Le réchauffement climatique s’accélère, à une allure qui devrait nous glacer. D’ici à 2100, 30 % du pergélisol (« permafrost » en anglais), cette couche de glace qui couvre un cinquième de la planète, pourrait fondre. Or elle contient de nombreuses souches de virus, inconnus ou oubliés, du mercure du méthane et du gaz carbonique, qui vont se libérer. Les bactéries risquent aussi de prospérer. Vu du futur, l’épisode Covid-19 finira par ressembler à une simple « grippette », en effet.
Pendant ce temps, les conférences sur le réchauffement patinent. Le sommet mondial sur le climat est reporté à 2021 pour cause de coronavirus. Hautement responsables, les écologistes manifestent numériquement. Leur civisme nous épargne au moins un déluge de foyers épidémiques.
DÉSINVOLTURE
Nous ne pouvons pas en dire autant des insouciants sortis pour s’agglutiner et se chanter dessus à la Fête de la musique. Ni des rassemblements géants à répétition pour crier sa colère contre la police ou des statues. Depuis des lustres, les épidémies font flamber le racisme. Félicitons-nous d’avoir inversé la tendance… Reste à croiser les doigts pour que cet antiracisme ne fasse pas repartir le virus, puis le racisme en réaction.
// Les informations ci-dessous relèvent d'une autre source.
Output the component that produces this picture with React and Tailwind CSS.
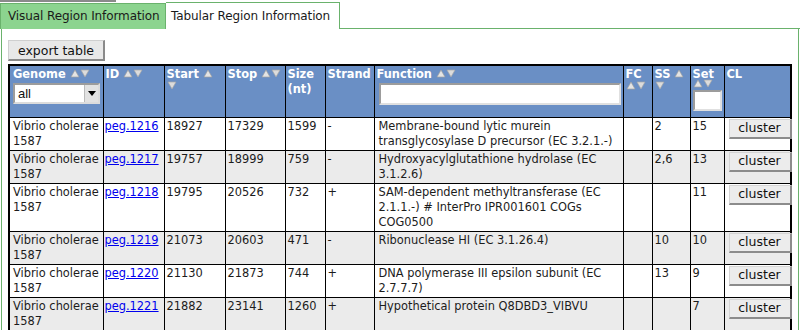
import React from 'react';

const rows = [
  { id: 'peg.1216', start: '18927', stop: '17329', size: '1599', strand: '-', fn: 'Membrane-bound lytic murein transglycosylase D precursor (EC 3.2.1.-)', fc: '', ss: '2', set: '15' },
  { id: 'peg.1217', start: '19757', stop: '18999', size: '759', strand: '-', fn: 'Hydroxyacylglutathione hydrolase (EC 3.1.2.6)', fc: '', ss: '2,6', set: '13' },
  { id: 'peg.1218', start: '19795', stop: '20526', size: '732', strand: '+', fn: 'SAM-dependent methyltransferase (EC 2.1.1.-) # InterPro IPR001601 COGs COG0500', fc: '', ss: '', set: '11' },
  { id: 'peg.1219', start: '21073', stop: '20603', size: '471', strand: '-', fn: 'Ribonuclease HI (EC 3.1.26.4)', fc: '', ss: '10', set: '10' },
  { id: 'peg.1220', start: '21130', stop: '21873', size: '744', strand: '+', fn: 'DNA polymerase III epsilon subunit (EC 2.7.7.7)', fc: '', ss: '13', set: '9' },
  { id: 'peg.1221', start: '21882', stop: '23141', size: '1260', strand: '+', fn: 'Hypothetical protein Q8DBD3_VIBVU', fc: '', ss: '', set: '7' },
];

const Up = () => (
  <svg width="10" height="9" viewBox="0 0 10 9" className="inline-block align-baseline">
    <path d="M5 1 L9 8 H1 Z" fill="#e4e4e4" stroke="#a0a0a0" strokeWidth="0.7" />
  </svg>
);

const Down = () => (
  <svg width="10" height="9" viewBox="0 0 10 9" className="inline-block align-baseline">
    <path d="M1 1 H9 L5 8 Z" fill="#dcdcdc" stroke="#a8a8a8" strokeWidth="0.7" />
  </svg>
);

const th = 'border border-black align-top text-left px-[2px] pt-px font-bold text-white';
const td = 'border border-black align-top px-[2px] pt-px pb-px';

export default function App() {
  return (
    <div className="w-[800px] h-[330px] overflow-hidden bg-white text-[11.4px] leading-[15px] text-[#1c1c1c]" style={{ fontFamily: '"DejaVu Sans", Verdana, sans-serif' }}>
      <div className="h-[2px] w-[116px] bg-[#8a8a8a]" />

      {/* tabs */}
      <div className="flex items-end h-[27px] text-[12px]">
        <div className="h-[26px] w-[166px] bg-[#8cd48f] border border-[#6ab26c] border-b-0 pl-[7px] flex items-center text-[#1a1a1a] tracking-[-0.1px]">
          Visual Region Information
        </div>
        <div className="h-[27px] w-[174px] bg-white border border-[#6ab26c] border-b-0 border-l-0 pl-[5px] flex items-center text-[#1a1a1a] tracking-[-0.1px]">
          Tabular Region Information
        </div>
        <div className="flex-1 border-b border-[#6ab26c]" />
      </div>

      <div className="border border-t-0 border-[#6ab26c] mx-px pl-[6px] pt-[11px] h-[310px]">
        <button className="h-[21px] w-[97px] bg-[#e8e8e8] border border-[#cfcfcf] border-r-[#8a8a8a] border-b-[#8a8a8a] border-r-2 border-b-2 text-[12.5px] text-[#111]">
          export table
        </button>

        <table className="mt-[3px] border-collapse table-fixed w-[782px] border-2 border-black">
          <colgroup>
            <col className="w-[94px]" />
            <col className="w-[61px]" />
            <col className="w-[61px]" />
            <col className="w-[60px]" />
            <col className="w-[40px]" />
            <col className="w-[49px]" />
            <col className="w-[249px]" />
            <col className="w-[29px]" />
            <col className="w-[38px]" />
            <col className="w-[34px]" />
            <col className="w-[67px]" />
          </colgroup>
          <thead>
            <tr className="bg-[#6a8fc5] h-[52px]">
              <th className={`${th} pl-[3px]`}>
                <div>Genome <Up /><Down /></div>
                <div className="mt-px h-[21px] w-[87px] flex border-2 border-[#9c9c9c] border-r-[#dcdcdc] border-b-[#dcdcdc] bg-white">
                  <span className="flex-1 pl-[3px] text-[13px] leading-[17px] font-normal text-[#111]" style={{ fontFamily: '"Liberation Sans", Arial, sans-serif' }}>all</span>
                  <span className="w-[14px] bg-[#e2e2e2] border-l border-[#bbb] flex items-center justify-center">
                    <svg width="8" height="5" viewBox="0 0 8 5"><path d="M0 0 H8 L4 5 Z" fill="#000" /></svg>
                  </span>
                </div>
              </th>
              <th className={th}>ID <Up /><Down /></th>
              <th className={th}>
                <div>Start <Up /></div>
                <div className="-mt-[3px]"><Down /></div>
              </th>
              <th className={th}>Stop <Up /><Down /></th>
              <th className={th}>Size (nt)</th>
              <th className={th}>Strand</th>
              <th className={th}>
                <div>Function <Up /><Down /></div>
                <div className="mt-px ml-[2px] h-[22px] w-[242px] bg-white border-2 border-[#9c9c9c] border-r-[#e0e0e0] border-b-[#e0e0e0]" />
              </th>
              <th className={th}>
                <div>FC</div>
                <div className="-mt-[3px]"><Up /><Down /></div>
              </th>
              <th className={th}>
                <div>SS <Up /></div>
                <div className="-mt-[3px]"><Down /></div>
              </th>
              <th className={th}>
                <div>Set</div>
                <div className="-mt-[3px] leading-[11px]"><Up /><Down /></div>
                <div className="h-[21px] w-[29px] bg-white border-2 border-[#9c9c9c] border-r-[#e0e0e0] border-b-[#e0e0e0]" />
              </th>
              <th className={th}>CL</th>
            </tr>
          </thead>
          <tbody>
            {rows.map((r, i) => (
              <tr key={r.id} className={i % 2 ? 'bg-[#ebebeb]' : 'bg-white'}>
                <td className={`${td} pl-[3px]`}>Vibrio cholerae 1587</td>
                <td className={`${td} px-px`}>
                  <a href="#" className="text-[#0000ee] underline">{r.id}</a>
                </td>
                <td className={td}>{r.start}</td>
                <td className={td}>{r.stop}</td>
                <td className={td}>{r.size}</td>
                <td className={td}>{r.strand}</td>
                <td className={`${td} pl-[4px] pr-0`}>{r.fn}</td>
                <td className={td}>{r.fc}</td>
                <td className={td}>{r.ss}</td>
                <td className={td}>{r.set}</td>
                <td className={`${td} pl-[4px] pr-0 pt-[3px]`}>
                  <button className="h-[20px] w-[63px] bg-[#ececec] border border-[#d4d4d4] border-r-2 border-b-2 border-r-[#8c8c8c] border-b-[#8c8c8c] text-[12.5px] leading-[16px] text-[#111]">
                    cluster
                  </button>
                </td>
              </tr>
            ))}
          </tbody>
        </table>
      </div>
    </div>
  );
}
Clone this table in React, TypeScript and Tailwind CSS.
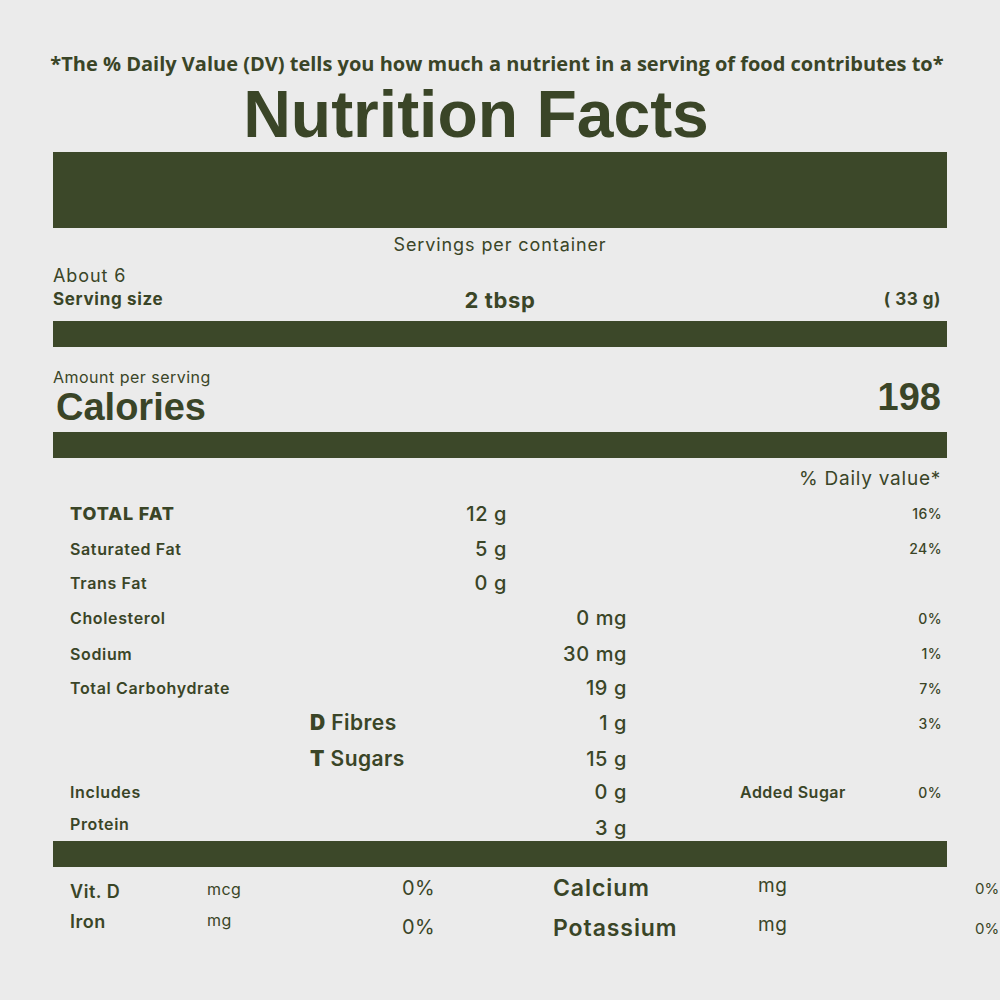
const green = 'text-[#3a4527]';

type Row = {
  label: string;
  indent?: string;
  fat?: string;
  value?: string;
  extra?: string;
  pct?: string;
  h: string;
  labelClass?: string;
  valueClass?: string;
};

const rows: Row[] = [
  { label: 'TOTAL FAT', fat: '12 g', pct: '16%', h: 'h-[35px]', labelClass: 'text-[18px] font-extrabold tracking-[0.05em]' },
  { label: 'Saturated Fat', fat: '5 g', pct: '24%', h: 'h-[35px]' },
  { label: 'Trans Fat', fat: '0 g', h: 'h-[34px]' },
  { label: 'Cholesterol', value: '0 mg', pct: '0%', h: 'h-[36px]' },
  { label: 'Sodium', value: '30 mg', pct: '1%', h: 'h-[35px]' },
  { label: 'Total Carbohydrate', value: '19 g', pct: '7%', h: 'h-[34px]' },
  { label: 'Fibres', indent: 'D', value: '1 g', pct: '3%', h: 'h-[36px]' },
  { label: 'Sugars', indent: 'T', value: '15 g', h: 'h-[36px]' },
  { label: 'Includes', value: '0 g', extra: 'Added Sugar', pct: '0%', h: 'h-[28px]' },
  { label: 'Protein', value: '3 g', h: 'h-[30px]', valueClass: 'pt-[8px]' },
];

function Bar({ h }: { h: string }) {
  return <div className={`${h} w-full bg-[#3c4829]`} />;
}

export default function App() {
  return (
    <div
      className={`w-[1000px] h-[1000px] overflow-hidden bg-[#ebebeb] ${green}`}
      style={{ fontFamily: 'Inter, "Liberation Sans", sans-serif' }}
    >
      <div className="pt-[52px] text-center">
        <p
          className="pr-[6px] text-[20px] font-bold leading-[24px]"
          style={{ fontFamily: '"Open Sans", sans-serif' }}
        >
          *The % Daily Value (DV) tells you how much a nutrient in a serving of food contributes to*
        </p>
        <h1
          className="mt-[8px] pr-[48px] text-[66px] font-bold leading-[60px]"
          style={{ fontFamily: '"Liberation Sans", Arial, sans-serif' }}
        >
          Nutrition Facts
        </h1>
      </div>

      <div className="mx-[53px] w-[894px] pt-[8px]">
        <Bar h="h-[76px]" />
        <p className="mt-[6px] text-center text-[18px] font-normal leading-[22px] tracking-[0.05em]">
          Servings per container
        </p>
        <p className="mt-[10px] text-[18px] font-normal leading-[20px] tracking-[0.05em]">About 6</p>
        <div className="grid grid-cols-3 items-center leading-[22px]">
          <span className="text-[17px] font-bold tracking-[0.04em]">Serving size</span>
          <span className="pt-[3px] text-center text-[22px] font-bold tracking-[0.03em]">2 tbsp</span>
          <span className="pr-[6px] text-right text-[17px] font-bold tracking-[0.03em]">( 33 g)</span>
        </div>
        <div className="mt-[10px]">
          <Bar h="h-[26px]" />
        </div>

        <p className="mt-[21px] text-[16px] leading-[18px] tracking-[0.03em]">Amount per serving</p>
        <div
          className="flex items-start justify-between pl-[3px] pr-[6px]"
          style={{ fontFamily: '"Liberation Sans", Arial, sans-serif' }}
        >
          <span className="text-[38px] font-bold leading-[42px]">Calories</span>
          <span className="-mt-[10px] text-[38px] font-bold leading-[42px]">198</span>
        </div>
        <div className="mt-[4px]">
          <Bar h="h-[26px]" />
        </div>

        <p className="mt-[9px] pr-[6px] text-right text-[19px] leading-[24px] tracking-[0.04em]">% Daily value*</p>

        <div className="mt-[5px] pl-[17px] pr-[5px]">
          {rows.map((r) => (
            <div
              key={r.label}
              className={`grid grid-cols-[330px_107px_120px_243px_72px] items-center ${r.h}`}
            >
              <span className={r.labelClass ?? 'whitespace-nowrap text-[16px] font-semibold tracking-[0.04em]'}>
                {r.indent ? (
                  <span className="block whitespace-nowrap pl-[240px] text-[21px] font-semibold tracking-[0.02em]">
                    <span className="font-black">{r.indent}</span> {r.label}
                  </span>
                ) : (
                  r.label
                )}
              </span>
              <span className="text-right text-[20px] font-medium tracking-[0.03em]">{r.fat}</span>
              <span className={`text-right text-[20px] font-medium tracking-[0.03em] ${r.valueClass ?? ''}`}>
                {r.value}
              </span>
              <span className="pl-[113px] text-[16px] font-semibold tracking-[0.03em]">{r.extra}</span>
              <span className="text-right text-[14px] font-medium tracking-[0.03em]">{r.pct}</span>
            </div>
          ))}
        </div>

        <div className="mt-[6px]">
          <Bar h="h-[26px]" />
        </div>

        <div className="pl-[17px]">
          <div className="grid h-[28px] grid-cols-[137px_195px_151px_205px_217px_60px] items-center">
            <span className="pt-[10px] text-[18px] font-semibold tracking-[0.03em]">Vit. D</span>
            <span className="pt-[6px] text-[16px] tracking-[0.03em]">mcg</span>
            <span className="pt-[4px] text-[20px] tracking-[0.02em]">0%</span>
            <span className="pt-[4px] text-[23px] font-semibold tracking-[0.04em]">Calcium</span>
            <span className="text-[19px] tracking-[0.03em]">mg</span>
            <span className="pt-[6px] text-[15px]">0%</span>
          </div>
          <div className="grid h-[46px] grid-cols-[137px_195px_151px_205px_217px_60px] items-center">
            <span className="pt-[2px] text-[18px] font-semibold tracking-[0.03em]">Iron</span>
            <span className="text-[16px] tracking-[0.03em]">mg</span>
            <span className="pt-[14px] text-[20px] tracking-[0.02em]">0%</span>
            <span className="pt-[16px] text-[23px] font-semibold tracking-[0.04em]">Potassium</span>
            <span className="pt-[10px] text-[19px] tracking-[0.03em]">mg</span>
            <span className="pt-[18px] text-[15px]">0%</span>
          </div>
        </div>
      </div>
    </div>
  );
}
Les soignants, au moins, avaient de vraies bonnes raisons d’être dans la rue. Si nous les oublions, si nous ne réformons pas en profondeur notre système de santé, l’hôpital va craquer. Cessons de croire que le décompte affolant des morts n’est qu’un épisode éphémère. Entre la fonte des glaces et les futurs coronavirus, les risques de canicule et l’arrivée de la génération « baby-boom » à l’âge critique, le nombre de décès quotidiens ne peut qu’exploser. Ce ne sera plus une « crise » exceptionnelle. Mais une longue et lourde décroissance de la population. Nous devons nous y préparer, surtout dans un pays aussi vieillissant que la France.
Plutôt que de réaliser des économies comme dans une entreprise, les agences régionales de santé ne devraient songer qu’à ça. Bâtir un plan national, multiplier nos lits, notre personnel hospitalier, créer une « génération soignante », préparer tout une chaîne permettant d’accompagner nos morts. C’est beaucoup moins sexy que de jouer aux Torquemada de « la race » contre des moulins à vent ou des statues. C’est pourtant le véritable défi de la génération qui vient. Elle le sait, elle n’a plus le privilège de pouvoir l’oublier. Nous habitons tous la même planète. Qui brûle, et fond.